La Nuit des Rois au Trident : du point de vue du spectateur –une interprétation

C’est peut-être dans Twelfth Night que Shakespeare fait retentir l’exhortation delphique du « connais-toi toi-même » avec le plus de force. Se prendre pour un autre ou encore prendre les autres pour ce qu’ils ne sont pas, voilà autant de formes d’ignorance qu’exploitent abondamment Shakespeare dans cette pièce et que Jean-Philippe Joubert, dans sa mise en scène au Théâtre du Trident, a bien su mettre en relief avec Malvolio, un personnage des plus ridicules qui parvient à nous faire rire jusqu’aux larmes.
Dans La Nuit des Rois, Malvolio est ce valet insupportable qui se juge bien digne d’épouser la riche Olivia qu’il sert. Ses adversaires, pour l’humilier, rédigent une lettre, une supposée « déclaration d’amour secret », dans laquelle ils imitent l’écriture de la dame. Ils laissent traîner la lettre et s’arrangent pour voir de loin la découverte du papier par Malvolio. Pour se cacher, pas de mur ou de buisson, ils prennent quelques uns des grands miroirs qui d’ailleurs, pour un effet de dédoublement incessant, couvrent  toute la scène.

C’est ainsi que s’y mire sans cesse Malvolio alors qu’il déclame ses mérites en lisant la lettre. Il y a plus : les moqueurs ont prescrit dans la lettre, comme « à la demande d’Olivia », le port de bas jaunes et de jarretières croisées, accoutrement que Malvolio portera fièrement pour le plaisir de tous. Qu’ils soient épris d’eux-mêmes, prétentieux ou vaniteux, les hommes de cette condition sont bien souvent ridicules et ils sont les seuls à ne pas s’en rendre compte.
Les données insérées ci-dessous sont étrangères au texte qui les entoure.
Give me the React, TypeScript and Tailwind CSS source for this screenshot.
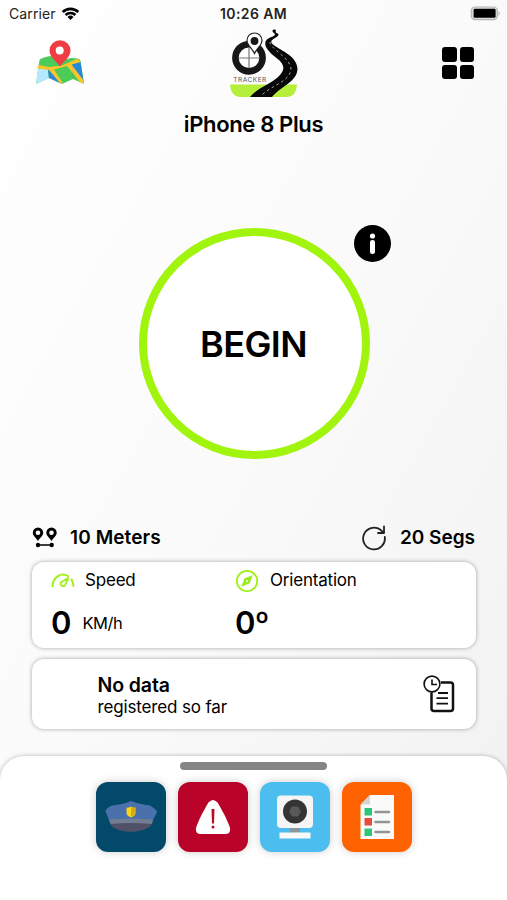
import type { ReactNode } from "react";

function WifiIcon() {
  return (
    <svg width="19" height="14" viewBox="0 0 19 14" className="ml-[5px]">
      <path d="M0.8 4.1a12.3 12.3 0 0 1 17.400 0l-1.800 1.900a9.800 9.800 0 0 0-13.800 0z" />
      <path d="M3.700 7.100a8.200 8.200 0 0 1 11.600 0l-1.800 1.800a5.700 5.700 0 0 0-8 0z" />
      <path d="M6.500 10a4.300 4.300 0 0 1 6 0l-3 3z" />
    </svg>
  );
}

function BatteryIcon() {
  return (
    <svg width="32" height="16" viewBox="0 0 32 16">
      <rect x="1.300" y="1" width="26" height="12.600" rx="3.600" fill="#ddd" stroke="#b5b5b5" strokeWidth="1.200" />
      <rect x="3.600" y="2.800" width="22" height="9" rx="1.300" />
      <path d="M28.600 5.100q2.400 2.300 0 4.800z" fill="#aaa" />
    </svg>
  );
}

function MapIcon() {
  return (
    <svg width="50" height="46" viewBox="0 0 50 46">
      <path d="M4.500 20Q5.500 18 15 16L28 20L36 18L43 18.500Q45 18.500 45.500 21L49 44L38 39L27 44L14 38L1 44z" fill="#4ccb58" />
      <path d="M3 28.500L13 29.500L14 38L1 44z" fill="#b5e9ff" />
      <path d="M13 29L18 30L26 43.500L14 38z" fill="#2f86d8" />
      <path d="M35 25L45.500 22L48.500 41L46 40z" fill="#2888d8" />
      <path d="M3.500 25L14 27L27 25.500L43 18.500L45.500 22L36.500 24.500L49 41V44L45 42L32 26L19 29.500L28 43.500L25 43L14 30L2.500 28.500z" fill="#fdc52c" />
      <path d="M14 30V38M38 27v12" stroke="#158751" strokeWidth=".8" opacity=".2" />
      <path d="M25 26.500C22 22 14.500 17.500 14.500 10.500a10.500 10.300 0 0 1 21 0C35.500 17.500 28 22 25 26.500z" fill="#ef3e43" />
      <circle cx="24.700" cy="10.500" r="4" fill="#fff" />
    </svg>
  );
}

function TrackerLogo() {
  return (
    <svg width="70" height="70" viewBox="0 0 70 70">
      <path d="M1 56.500H68Q67 69 57 69H12Q2 69 1 56.500z" fill="#b5ee3b" />
      <path
        d="M44.500 1.500Q48 1 46.500 4Q47 5 49.500 6Q50 8 46 10C41 12.500 41 15 46 18C55 24 68 29 68.500 41C68 54 52 58 43 69H21C29 59 43 56 51 47C58 39 53 34 45 28C38 22 34 16 37.500 12C40 9 48 8.500 45.500 5.500Q42 3 44.500 1.500z"
        fill="#080808"
      />
      <path d="M41 14C41 21 61 29 62 41C61 54 42 57 32 68" fill="none" stroke="#bbb" strokeWidth=".9" strokeDasharray="2.500 3" />
      <circle cx="20" cy="29.800" r="13.600" fill="#fff" stroke="#171717" strokeWidth="6.600" />
      <path d="M10 30H30M20 20V40" stroke="#777" strokeWidth="1.200" />
      <path d="M25.500 25.500C23 20 18 17 18 12.500a7.500 7.500 0 0 1 15 0C33 17 28 20 25.500 25.500z" fill="#fff" stroke="#222" strokeWidth="1.200" />
      <circle cx="25.500" cy="13" r="3.900" fill="#171717" />
      <text x="4.300" y="53.500" fontSize="6.500" fontFamily="Inter, sans-serif" fill="#555" textLength="33">TRACKER</text>
    </svg>
  );
}

function GridIcon() {
  return (
    <div className="grid grid-cols-2 gap-[3px]">
      <span className="size-[14.500px] rounded-[3px] bg-black" />
      <span className="size-[14.500px] rounded-[3px] bg-black" />
      <span className="size-[14.500px] rounded-[3px] bg-black" />
      <span className="size-[14.500px] rounded-[3px] bg-black" />
    </div>
  );
}

function InfoIcon() {
  return (
    <svg width="37" height="37" viewBox="0 0 37 37">
      <circle cx="18.500" cy="18.500" r="18.500" />
      <circle cx="18.500" cy="11" r="2.600" fill="#fff" />
      <rect x="16" y="15" width="5" height="14" rx="2.300" fill="#fff" />
    </svg>
  );
}

function DistanceIcon() {
  return (
    <svg width="26" height="22" viewBox="0 0 26 22">
      <path
        fillRule="evenodd"
        d="M6 14C4.500 11 .8 9 .8 5.700a5.200 5.200 0 0 1 10.400 0C11.200 9 7.500 11 6 14zM6 3.500a2.300 2.300 0 1 0 0 4.600a2.300 2.300 0 0 0 0-4.600zM19.500 14C18 11 14.300 9 14.300 5.700a5.200 5.200 0 0 1 10.400 0C24.700 9 21 11 19.500 14zM19.500 3.500a2.300 2.300 0 1 0 0 4.600a2.300 2.300 0 0 0 0-4.600z"
      />
      <path d="M6 18H20" stroke="#000" strokeWidth="1.500" />
      <circle cx="6" cy="18" r="2.200" />
      <circle cx="19.700" cy="18" r="2.200" />
    </svg>
  );
}

function RefreshIcon() {
  return (
    <svg width="26" height="26" viewBox="0 0 26 26" fill="none" stroke="#222" strokeWidth="1.800" strokeLinecap="round" strokeLinejoin="round">
      <path d="M23.800 12A10.900 10.900 0 1 1 19.500 4.800L22.500 7.500" />
      <path d="M23 1.500V8H17" />
    </svg>
  );
}

function GaugeIcon() {
  return (
    <svg width="24" height="15" viewBox="0 0 24 15" fill="none" stroke="#a0f116" strokeWidth="2" strokeLinecap="round">
      <path d="M1.500 13.300C2 4 10 -1 17 3M20.600 6.500Q22.200 9.500 22.400 13" />
      <path d="M17.300 5L10 9.300a2.500 2.500 0 1 0 4.300 2.600z" strokeWidth="1.900" strokeLinejoin="round" />
    </svg>
  );
}

function CompassIcon() {
  return (
    <svg width="24" height="24" viewBox="0 0 24 24">
      <circle cx="12" cy="12" r="10.200" fill="none" stroke="#a0f116" strokeWidth="1.800" />
      <path fillRule="evenodd" d="M17.600 6.300L14.700 14.200L6.400 17.700L9.400 9.600zM12 10.900a1.100 1.100 0 1 0 0 2.200a1.100 1.100 0 0 0 0-2.200z" fill="#96ec13" />
    </svg>
  );
}

function HistoryIcon() {
  return (
    <svg width="32" height="38" viewBox="0 0 32 38" fill="none" stroke="#111">
      <path d="M18 7.500H27.500Q30 7.500 30 10V33.500Q30 36 27.500 36H11Q8.500 36 8.500 33.500V17.500" strokeWidth="2.500" />
      <circle cx="9" cy="9" r="7.900" strokeWidth="1.600" fill="#fff" />
      <path d="M9 4.500V9.500H14" strokeWidth="1.600" />
      <path d="M15 18H25M13.500 23.200H25M13.500 28.600H25" strokeWidth="1.800" />
    </svg>
  );
}

function PoliceIcon() {
  return (
    <svg width="70" height="70" viewBox="0 0 70 70">
      <path d="M13.500 39L14.500 43C22 52 48 52 55.500 43L57 37z" fill="#505168" />
      <path d="M9.500 29.500Q10 26 16 23.500Q28 22 35 19Q43 22 54 23.500Q60 27 61 30L56.500 39Q35 36 13.500 39z" fill="#4b71ad" />
      <path d="M13 37.500Q35 36 57 37.500L56 42Q35 40 14.500 42z" fill="#737d91" />
      <path d="M30.500 25.500Q33 26 35 24.500Q37 26 39.500 25.500V31Q39.500 33.500 35 35.500Q30.500 33.500 30.500 31z" fill="#fad51b" />
      <path d="M35 25V35Q39 33 39 31V26z" fill="#d5aa13" />
    </svg>
  );
}

function WarningIcon() {
  return (
    <svg width="70" height="70" viewBox="0 0 70 70">
      <path d="M30.500 20.500Q35 15.500 39.500 20.500C43 26 49.500 38 52 46Q53 51.500 48 52H22Q17 51.500 18 46C20.500 38 27 26 30.500 20.500z" fill="#fff" />
      <path d="M33.500 27H36.500L36 41.500H34z" fill="#bb0929" />
      <circle cx="35" cy="45" r="1.500" fill="#bb0929" />
    </svg>
  );
}

function CameraIcon() {
  return (
    <svg width="70" height="70" viewBox="0 0 70 70">
      <rect x="17" y="13.500" width="36" height="32.500" rx="4" fill="#f5f5f5" />
      <path d="M30 46H40V51H30z" fill="#8a969c" />
      <path d="M19.500 50.500H50.500V56.500H19.500z" fill="#fafafa" />
      <circle cx="35" cy="29.500" r="12" fill="#343434" />
      <path d="M32 24.500H38L41 29.500L38 34.500H32L29 29.500z" fill="#595959" />
    </svg>
  );
}

function ChecklistIcon() {
  return (
    <svg width="70" height="70" viewBox="0 0 70 70">
      <path d="M28 13H52V57H18.500V23z" fill="#fafafa" />
      <path d="M28 13V22.500H18.500z" fill="#d2d5d8" />
      <path d="M22.500 26H30V33.500H22.500z" fill="#2ec47a" />
      <path d="M22.500 36H30V43.500H22.500z" fill="#e44d3c" />
      <path d="M22.500 46.500H30V54H22.500z" fill="#2ec47a" />
      <path d="M33.500 30H47M33.500 40H47M33.500 50H47" stroke="#929598" strokeWidth="2.600" strokeLinecap="round" />
    </svg>
  );
}

function Tile({ color, children }: { color: string; children: ReactNode }) {
  return (
    <button className={`size-[70px] overflow-hidden rounded-xl shadow-[0_0_9px_rgba(0,0,0,0.2)] ${color}`}>
      {children}
    </button>
  );
}

export default function App() {
  return (
    <main className="flex h-[900px] w-[507px] flex-col overflow-hidden bg-linear-to-br from-white via-[#fafafa] to-[#f1f1f1] font-['Inter',sans-serif] text-black">
      {/* Status bar */}
      <div className="grid h-7 shrink-0 grid-cols-3 items-center text-[14px] leading-none">
        <div className="flex items-center pl-[9px] text-[#222]">
          <span className="tracking-[0.1px]">Carrier</span>
          <WifiIcon />
        </div>
        <span className="text-center font-semibold tracking-[0.4px] text-[#222]">10:26 AM</span>
        <div className="flex justify-end pr-[5px]">
          <BatteryIcon />
        </div>
      </div>

      {/* Header */}
      <header className="grid h-[70px] shrink-0 grid-cols-3 items-center">
        <div className="pl-[35px]"><MapIcon /></div>
        <div className="flex justify-center pl-5"><TrackerLogo /></div>
        <div className="flex justify-end pr-[33px]"><GridIcon /></div>
      </header>
      <h1 className="mt-[11px] h-8 shrink-0 text-center text-[22px] leading-[31px] font-semibold tracking-[-0.35px]">iPhone 8 Plus</h1>

      {/* Start button */}
      <div className="relative mt-[87px] ml-[138.500px] size-[231px] shrink-0">
        <button className="size-full rounded-full border-8 border-[#a1f40d] bg-white pr-px text-[36px] font-semibold tracking-[-0.600px]">
          BEGIN
        </button>
        <div className="absolute top-[-3px] left-[215px]"><InfoIcon /></div>
      </div>

      {/* Sampling intervals */}
      <div className="mt-[65px] flex h-[27px] shrink-0 items-center justify-between pr-[32px] pl-8 text-[19px] font-semibold">
        <div className="flex items-center gap-3">
          <DistanceIcon />
          <span className="pt-px tracking-[0.1px]">10 Meters</span>
        </div>
        <div className="flex items-center gap-[13px]">
          <RefreshIcon />
          <span className="pt-px">20 Segs</span>
        </div>
      </div>

      {/* Readings */}
      <section className="mt-[11px] mr-[31px] ml-8 grid h-[86px] shrink-0 grid-cols-[184px_1fr] rounded-xl bg-white pl-[19px] shadow-[0_0_4px_rgba(0,0,0,0.35)]">
        <div>
          <div className="flex h-[37px] items-center gap-2.5 text-[17px]">
            <GaugeIcon />
            <span className="pt-px tracking-[-0.2px]">Speed</span>
          </div>
          <div className="flex h-[48px] items-center gap-[11px]">
            <span className="text-[31px] font-semibold">0</span>
            <span className="pt-px text-[16.500px] tracking-[-0.5px]">KM/h</span>
          </div>
        </div>
        <div>
          <div className="flex h-[37px] items-center gap-[11px] text-[17px]">
            <CompassIcon />
            <span className="pt-px tracking-[-0.2px]">Orientation</span>
          </div>
          <div className="flex h-[48px] items-center text-[31px] font-semibold tracking-[-0.8px]">0º</div>
        </div>
      </section>

      <section className="mt-[11px] mr-[31px] ml-8 flex h-[70px] shrink-0 items-center justify-between rounded-xl bg-white pr-[21px] pl-[65.500px] shadow-[0_0_4px_rgba(0,0,0,0.35)]">
        <div className="pt-[3px]">
          <p className="text-[19.500px] leading-[22px] font-semibold tracking-[-0.1px]">No data</p>
          <p className="text-[17px] leading-[22px] tracking-[-0.15px]">registered so far</p>
        </div>
        <HistoryIcon />
      </section>

      {/* Bottom sheet */}
      <footer className="mt-[27px] flex flex-1 flex-col items-center rounded-t-[24px] bg-white pt-1.5 shadow-[0_0_4px_rgba(0,0,0,0.28)]">
        <div className="h-2 w-[147px] rounded-full bg-[#858585]" />
        <div className="mt-3 flex gap-3">
          <Tile color="bg-[#034a6a]"><PoliceIcon /></Tile>
          <Tile color="bg-[#b90329]"><WarningIcon /></Tile>
          <Tile color="bg-[#4bbdef]"><CameraIcon /></Tile>
          <Tile color="bg-[#ff6200]"><ChecklistIcon /></Tile>
        </div>
      </footer>
    </main>
  );
}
Cet habile jeu de miroirs révèle par contraste que la connaissance de soi, de même que l’amour de soi, ne renvoie pas à un objet extérieur, à une image de soi ou à un reflet. L’amour de Malvolio pour lui même, tout comme celui de Narcisse, c’est l’amour pour un reflet, pour une ombre : il s’agit d’amour-propre, un amour décalé par rapport à soi, l’amour du « miroir, miroir, dis-moi qui est la plus belle [mais ne me dis pas que ce n’est pas moi!] ».